В более поздней «антроподицее» о. П. Флоренский не отказался от такой концепции Софии. Во всяком случае, уже после знакомства с богословием энергий свт. Григория Паламы в конце 1912 г. у него был почти ровно год для того, чтобы исправить содержащееся в «Столпе и утверждении Истины» утверждение о причастии Софии самой Божественной сущности. Отец Павел Флоренский принял учение свт. Григория о том, что для твари доступна не Божественная сущность, а только Божественная энергия, но в свое прежде изложенное учение об обожении идеальных оснований твари не внес никаких корректировок. По всей видимости, этот факт находит свое объяснение в трактовке Софии, данной о. П. Флоренским в тексте 1919 г., озаглавленном
«Небесные знамения»: София находится «на идеальной границе между Божественной энергией и тварной пассивностью»; она — «столь же Бог, как и не Бог, и столь же тварь, как и не тварь» (Флоренский, 1996а, 282).
Иначе говоря, обожение по энергии и обожение по сущности в таком случае не должны иметь между собой какой-либо качественной «границы», тем более, что речь идет об обожении в Божественной вечности, при котором, действительно, реальность тварного естества должна быть признана только номинальной (см. подр.: [Павлюченков, 2018]). В данном случае это важно постольку, поскольку все, сказанное о Софии, должно относиться и к составляющей ее системе «идеальных личностей» — ипостасей, объединенных в идеальные триединства. Это — реальности, в которых также нет четкой границы между нетварным и тварным естеством. Они «сотворены» в том же смысле, как в Божественном «Миротворческом Уме» появляются («творятся») мысли — идеи о тварном мире (см.: (Флоренский, 1990а, 328-330)). Реальный (т. е. не идеальный, а реализованный в эмпирии) мир образуется через их проявление из Божественной вечности во временное бытие, и здесь, в этом процессе проявления, уже можно говорить об энергии, которая раскрывает существо.

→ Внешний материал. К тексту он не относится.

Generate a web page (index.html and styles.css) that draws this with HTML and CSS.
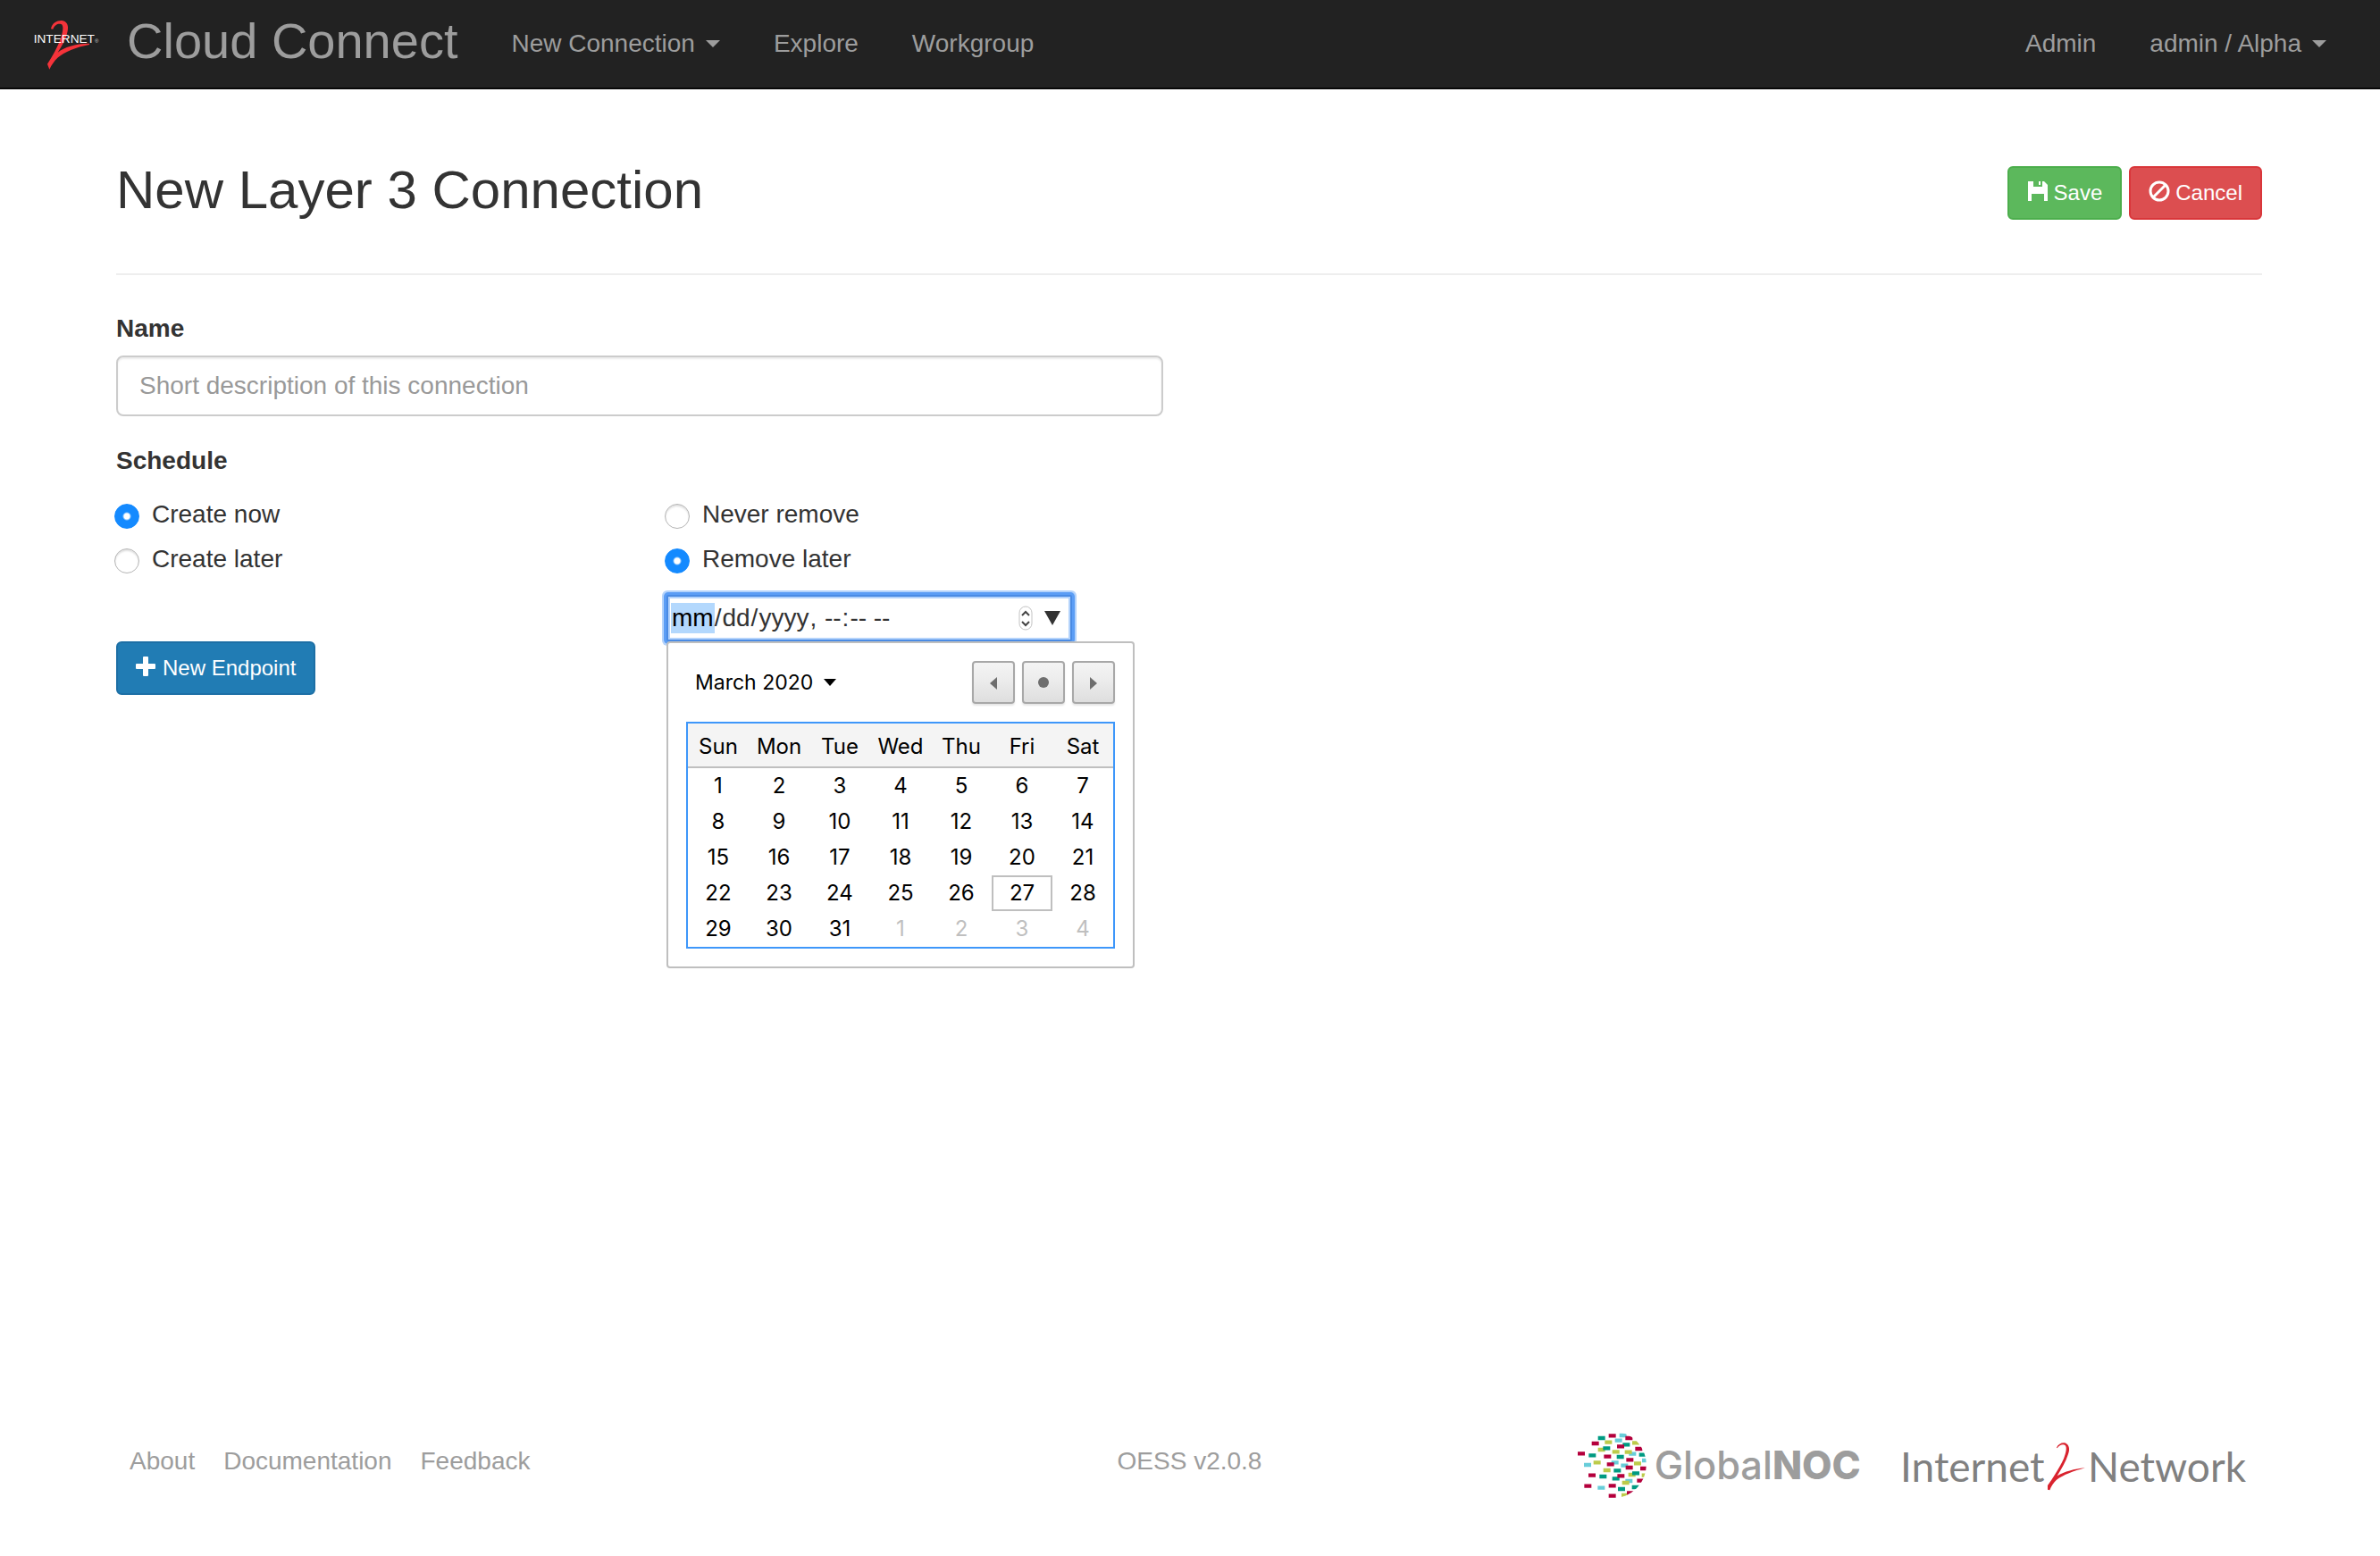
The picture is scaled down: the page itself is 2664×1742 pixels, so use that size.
FILE: index.html
```html
<!DOCTYPE html>
<html lang="en">
<head>
<meta charset="utf-8">
<title>New Layer 3 Connection</title>
<link rel="stylesheet" href="styles.css">
</head>
<body>
<nav class="navbar">
  <a class="brand" href="#">
    <svg class="brand-logo" viewBox="48 30 228 180" width="76" height="60" aria-hidden="true">
      <path fill="#f5333a" d="M111 70C114 50 133 41 148 42C165 45 171 58 167 77C162 104 148 127 134 149C157 131 190 120 240 119V123C195 131 155 149 135 166C122 178 113 192 106 206L99 188C113 167 135 130 146 96C152 75 154 57 145 54C136 51 124 55 118 71Z"/>
      <text class="logo-word" x="53" y="116">INTERNET</text>
      <text class="logo-mark" x="258" y="116">®</text>
    </svg>
    <span class="brand-name">Cloud Connect</span>
  </a>
  <ul class="nav-list">
    <li><a class="nav-link" href="#">New Connection <span class="caret"></span></a></li>
    <li><a class="nav-link" href="#">Explore</a></li>
    <li><a class="nav-link" href="#">Workgroup</a></li>
  </ul>
  <ul class="nav-list nav-right">
    <li><a class="nav-link" href="#">Admin</a></li>
    <li><a class="nav-link" href="#">admin / Alpha <span class="caret"></span></a></li>
  </ul>
</nav>

<main class="page">
  <header class="page-header">
    <h2 class="page-title">New Layer 3 Connection</h2>
    <div class="actions">
      <button class="btn btn-success" type="button">
        <svg viewBox="0 0 24 24" width="24" height="24" aria-hidden="true"><path fill="#fff" d="M1 1H7V7H17V1H19L23 5V23H19V15H5V23H1ZM13 1H15V5H13Z"/></svg>
        Save
      </button>
      <button class="btn btn-danger" type="button">
        <svg viewBox="0 0 24 24" width="24" height="24" aria-hidden="true"><g fill="none" stroke="#fff" stroke-width="3"><circle cx="12" cy="12" r="10"/><path d="M5 19L19 5"/></g></svg>
        Cancel
      </button>
    </div>
  </header>

  <form class="form">
    <div class="form-group">
      <label class="heading" for="name">Name</label>
      <input class="text-input" id="name" type="text" placeholder="Short description of this connection">
    </div>
    <div class="heading">Schedule</div>
    <div class="schedule">
      <div class="options">
        <label class="option"><input class="radio" type="radio" name="create" checked>Create now</label>
        <label class="option"><input class="radio" type="radio" name="create">Create later</label>
      </div>
      <div class="options">
        <label class="option"><input class="radio" type="radio" name="remove">Never remove</label>
        <label class="option"><input class="radio" type="radio" name="remove" checked>Remove later</label>
        <div class="date-field">
          <input class="date-input" type="datetime-local" aria-label="Remove at">
          <span class="date-tools" aria-hidden="true">
            <svg viewBox="0 0 16 28" width="16" height="28"><rect x="1" y="1" width="14" height="26" rx="7" fill="#fff" stroke="#c4c4c4"/><path fill="none" stroke="#444" stroke-width="2" d="M4 11L8 7L12 11M4 18L8 22L12 18"/></svg>
            <svg viewBox="0 0 20 16" width="20" height="16"><path fill="#333" d="M1 0H19L10 16Z"/></svg>
          </span>
          <div class="picker">
            <div class="picker-head">
              <button class="month" type="button">March 2020 <span class="month-caret"></span></button>
              <div class="picker-nav">
                <button class="step" type="button" aria-label="Previous month"><svg viewBox="0 0 16 16" width="16" height="16"><path fill="#6e6e6e" d="M12 2V16L4 9Z"/></svg></button>
                <button class="step" type="button" aria-label="Today"><svg viewBox="0 0 16 16" width="16" height="16"><circle cx="8" cy="8" r="6" fill="#6e6e6e"/></svg></button>
                <button class="step" type="button" aria-label="Next month"><svg viewBox="0 0 16 16" width="16" height="16"><path fill="#6e6e6e" d="M4 2V16L12 9Z"/></svg></button>
              </div>
            </div>
            <table class="calendar">
              <thead><tr><th>Sun</th><th>Mon</th><th>Tue</th><th>Wed</th><th>Thu</th><th>Fri</th><th>Sat</th></tr></thead>
              <tbody>
                <tr><td>1</td><td>2</td><td>3</td><td>4</td><td>5</td><td>6</td><td>7</td></tr>
                <tr><td>8</td><td>9</td><td>10</td><td>11</td><td>12</td><td>13</td><td>14</td></tr>
                <tr><td>15</td><td>16</td><td>17</td><td>18</td><td>19</td><td>20</td><td>21</td></tr>
                <tr><td>22</td><td>23</td><td>24</td><td>25</td><td>26</td><td class="today">27</td><td>28</td></tr>
                <tr><td>29</td><td>30</td><td>31</td><td class="other">1</td><td class="other">2</td><td class="other">3</td><td class="other">4</td></tr>
              </tbody>
            </table>
          </div>
        </div>
      </div>
    </div>
    <button class="btn btn-primary" type="button">
      <svg viewBox="0 0 24 24" width="24" height="24" aria-hidden="true"><path fill="#fff" d="M9 1H13Q14 1 14 2V9H21Q22 9 22 10V14Q22 15 21 15H14V22Q14 23 13 23H9Q8 23 8 22V15H1Q0 15 0 14V10Q0 9 1 9H8V2Q8 1 9 1Z"/></svg>
      New Endpoint
    </button>
  </form>
</main>

<footer class="footer">
  <div class="footer-links">
    <a href="#">About</a>
    <a href="#">Documentation</a>
    <a href="#">Feedback</a>
  </div>
  <div class="version">OESS v2.0.8</div>
  <div class="footer-logos">
    <svg viewBox="78 75 960 228" width="320" height="76" role="img" aria-label="GlobalNOC">
      <defs>
        <clipPath id="globe"><path d="M70 70H196A109 109 0 0 1 196 295H70Z"/></clipPath>
      </defs>
      <g clip-path="url(#globe)" fill="none" stroke-width="13">
        <path stroke="#68cdd9" d="M218 84h24M203 101h24M250 146h24M294 168h24M191 175h24M99 183h24M223 185h24M238 237h24M145 260h24"/>
        <path stroke="#bccb4a" d="M169 107h24M261 109h24M146 132h24M194 139h24M236 140h24M131 175h24M267 178h24M164 201h24M248 216h24M293 218h24M227 243h24M225 285h24"/>
        <path stroke="#009a82" d="M146 93h24M229 115h24M163 127h24M115 151h24M209 156h24M284 149h24M199 202h24M261 211h24M151 222h24M194 229h24M213 264h24M260 258h24"/>
        <path stroke="#b4003c" d="M182 85h24M238 93h24M125 111h24M210 121h24M271 129h24M78 145h24M166 155h24M241 166h24M176 181h24M239 192h24M288 195h24M114 218h24M211 220h24M277 236h24M100 254h24M182 253h24M243 277h24M182 287h24"/>
      </g>
      <text class="noc-text" x="335" y="230">Global<tspan class="noc-bold">NOC</tspan></text>
    </svg>
    <svg viewBox="0 0 387 76" width="387" height="76" role="img" aria-label="Internet2 Network">
      <text class="i2-text" x="-4" y="55">Internet</text>
      <text class="i2-text" x="206" y="55">Network</text>
      <g transform="translate(-31 -15) scale(.3333)">
        <path fill="#d9232e" d="M606 95C612 82 626 76 637 80C649 86 651 101 645 117C637 143 621 168 608 190C633 175 665 167 702 163C662 174 630 186 606 203C596 212 588 224 583 238L576 236V222C592 200 616 163 630 132C637 114 642 95 635 87C627 82 616 86 608 97Z"/>
      </g>
    </svg>
  </div>
</footer>
</body>
</html>
```
FILE: styles.css
```css
* { box-sizing: border-box; }

body {
  margin: 0;
  min-height: 100vh;
  display: flex;
  flex-direction: column;
  background: #fff;
  color: #333;
  font: 28px/40px "Liberation Sans", Arial, sans-serif;
}

a { color: inherit; text-decoration: none; }
button, input { font-family: inherit; }

/* Top bar */
.navbar {
  display: flex;
  align-items: center;
  height: 100px;
  padding: 0 30px 0 36px;
  background: #222;
  border-bottom: 2px solid #080808;
  color: #9d9d9d;
}
.brand { display: flex; align-items: center; gap: 30px; margin-right: 30px; }
.brand-logo { display: block; overflow: visible; }
.brand-name { font-size: 56px; line-height: 56px; padding-bottom: 6px; }
.logo-word { font: 41px "Liberation Sans", sans-serif; fill: #fff; }
.logo-mark { font: 18px "Liberation Sans", sans-serif; fill: #ccc; }
.nav-list { display: flex; margin: 0; padding: 0; list-style: none; }
.nav-right { margin-left: auto; }
.nav-link { display: flex; align-items: center; gap: 12px; padding: 0 30px; }
.caret {
  border-top: 8px solid;
  border-left: 8px solid transparent;
  border-right: 8px solid transparent;
}

/* Page heading */
.page { flex: 1; padding: 80px 132px 0 130px; }
.page-header {
  display: flex;
  justify-content: space-between;
  align-items: flex-end;
  padding-bottom: 60px;
  border-bottom: 2px solid #eee;
}
.page-title { margin: 0; font-size: 60px; line-height: 66px; font-weight: 400; }
.actions { display: flex; gap: 8px; }

.btn {
  display: inline-flex;
  align-items: center;
  gap: 6px;
  height: 60px;
  padding: 0 20px;
  border: 2px solid;
  border-radius: 6px;
  color: #fff;
  font-size: 24px;
  line-height: 36px;
}
.btn svg { margin-bottom: 4px; }
.btn-success { background: #5cb85c; border-color: #4cae4c; }
.btn-danger { background: #dc4e50; border-color: #d9363a; }
.btn-primary { background: #217cb4; border-color: #1d6fa5; }

/* Form */
.form { width: calc(50% - 29px); padding-top: 40px; }
.form-group { margin-bottom: 30px; }
.heading { display: block; font-weight: 700; }
.text-input {
  display: block;
  width: 100%;
  height: 68px;
  margin-top: 10px;
  padding: 0 24px;
  border: 2px solid #ccc;
  border-radius: 8px;
  box-shadow: inset 0 2px 2px rgba(0, 0, 0, .075);
  font-size: 28px;
}
.text-input::placeholder { color: #999; opacity: 1; }

.schedule { display: grid; grid-template-columns: 1fr 1fr; gap: 60px; margin-top: 20px; }
.options { display: flex; flex-direction: column; align-items: flex-start; gap: 10px; }
.option { display: flex; align-items: center; gap: 14px; margin-left: -2px; }
.radio {
  appearance: none;
  width: 28px;
  height: 28px;
  margin: 4px 0 0;
  border: 1px solid #b5b5b5;
  border-radius: 50%;
  background: #fff;
  box-shadow: inset 0 2px 2px rgba(0, 0, 0, .12);
}
.radio:checked {
  border-color: #148aff;
  background: radial-gradient(circle, #fff 3px, #148aff 5px);
  box-shadow: none;
}

/* Date field and its pop-up calendar */
.date-field { position: relative; width: 454px; margin-top: 10px; }
.date-input {
  display: block;
  width: 100%;
  height: 52px;
  padding: 0 3px;
  border: 2px solid #4a8be4;
  border-radius: 2px;
  outline: none;
  background: #fff;
  box-shadow: 0 0 0 3px #5b9df5, 0 0 0 5px #b4d3fb, inset 0 0 0 2px #b4d3fb;
  color: #333;
  font-size: 28px;
}
.date-input::-webkit-calendar-picker-indicator { display: none; }
.date-input::-webkit-datetime-edit-month-field { padding: 2px 1px; background: #b3d8fd; color: #000; }
.date-input::-webkit-datetime-edit-day-field,
.date-input::-webkit-datetime-edit-year-field,
.date-input::-webkit-datetime-edit-hour-field,
.date-input::-webkit-datetime-edit-minute-field,
.date-input::-webkit-datetime-edit-ampm-field { padding: 2px 1px; }
.date-tools {
  position: absolute;
  inset: 0 12px 0 auto;
  display: flex;
  align-items: center;
  gap: 12px;
}
.picker {
  position: absolute;
  top: 100%;
  left: 0;
  width: 524px;
  padding: 20px;
  border: 2px solid #bfbfbf;
  border-radius: 4px;
  background: #fff;
  color: #000;
  font: 24px/40px Inter, sans-serif;
}
.picker-head { display: flex; justify-content: space-between; align-items: center; margin-bottom: 20px; }
.month {
  display: flex;
  align-items: center;
  gap: 12px;
  padding: 0 10px;
  border: 0;
  background: none;
  color: #000;
  font-size: 23px;
}
.month-caret {
  border-top: 8px solid;
  border-left: 7px solid transparent;
  border-right: 7px solid transparent;
}
.picker-nav { display: flex; gap: 8px; }
.step {
  display: grid;
  place-items: center;
  width: 48px;
  height: 48px;
  padding: 0;
  border: 2px solid #a8a8a8;
  border-radius: 4px;
  background: linear-gradient(#f4f4f4, #ededed 40%, #dedede);
  box-shadow: 0 2px 2px rgba(0, 0, 0, .1);
}
.calendar {
  width: 100%;
  table-layout: fixed;
  border: 2px solid #3e97fa;
  border-spacing: 0;
  text-align: center;
}
.calendar th {
  height: 50px;
  padding: 4px 0 0;
  border-bottom: 2px solid #bfbfbf;
  background: #f4f4f4;
  font-weight: 400;
}
.calendar td { height: 40px; padding: 0; }
.calendar .today { border: 2px solid #bfbfbf; line-height: 36px; }
.calendar .other { color: #bfbfbf; }

/* Footer */
.footer {
  display: grid;
  grid-template-columns: 1fr auto 1fr;
  align-items: start;
  padding: 0 146px 62px 145px;
  color: #9d9d9d;
}
.footer-links { display: flex; gap: 32px; padding-top: 12px; }
.version { padding-top: 12px; }
.footer-logos { display: flex; justify-content: flex-end; gap: 45px; }
.footer-logos svg { display: block; overflow: visible; }
.noc-text { font: 500 130px Inter, sans-serif; fill: #9d9d9d; }
.noc-bold { font-weight: 800; }
.i2-text { font: 46px Lato, "Liberation Sans", sans-serif; fill: #808080; }
```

В поздних работах о. П. Флоренский уделяет особенное внимание онтологической реальности, соответствующей самому первому, энергетически наиболее напряженному уровню проявления. Это Имя — «тончайшая плоть, посредством которой объявляется духовная сущность» (Флоренский, 2000г, 19). И очевидно, что это — то самое обоженное в вечности идеальное основание, о котором идет речь в «Столпе и утверждении Истины». Это — сущность, которая необходимо проявляет себя в своей энергии и только в этом проявлении обретает свою объективную реальность. За первым и энергетически наиболее мощным проявлением (в Имени) следуют другие, осуществляемые в сферах, которые о. П. Флоренский в одном месте перечисляет, представляя как «мистическую», «оккультную», «социальную», «психическую» и «физическую». Результат проявления в этих сферах он называет «телами», оформляемыми духовной сущностью (Флоренский, 2000г, 52-53). Они имеют разный уровень энергетической напряженности и, кроме того, на каждом из них энергия более «высокого» уровня (что, очевидно, соответствует более отрицательным «потенциям сознания») смешана, «срощена» с энергией более «низкого» порядка (Флоренский, 1990в, 287). Такие обозначения этих уровней проявления, как «мистический» и «оккультный», должны указывать на их нахождение где-то на подсознательной «глубине» человеческого естества. Обычное сознание в этой схеме, по всей видимости, должно формироваться где-то на «психической» и (или) «физической» сферах бытия, которые должны быть признаны носителями энергий самого низшего уровня и, соответственно, наименее энергетически напряженными.
II
В этом аспекте антропология о. П. Флоренского пересекается с областью исследований З. Фрейда и его последователей, но при этом сразу же расходится с их позицией в самих своих основах. Отец Павел Флоренский крайне негативно оценивал методику современного ему психоанализа, отмечая, что она относится к церковному таинству Исповеди как черная месса к Божественной литургии (см.: (Флоренский, 2000б, 419)). И есть основания полагать, что мотивирована такая оценка была не только (и даже не столько) соображениями христианского мыслителя и священника, обличающего измышляемые секулярным обществом суррогаты религиозно-культовых действий. Еще в «Столпе и утверждении Истины» о. П. Флоренский выразил свое понимание должного состояния человеческого естества, которое можно назвать его «упорядоченностью» и «слаженностью». В человеке есть нечто, чему не только «прилично», но и необходимо быть «во мраке» подсознательной (или вовсе бессознательной) области. И, соответственно, вмешательство в этот внутренний порядок, «подъем на вершину сознания всего того, чему прилично быть в полу-мраке подсознательной области, — или, что то же, — нисхождение сознания в таинственный сумрак корней бытия», приводит к формированию «развороченной» человеческой личности (Флоренский, 1990а, 181–182), которая не только не находит решения своих психологических проблем, но становится поврежденной на самом онтологическом плане своего бытия.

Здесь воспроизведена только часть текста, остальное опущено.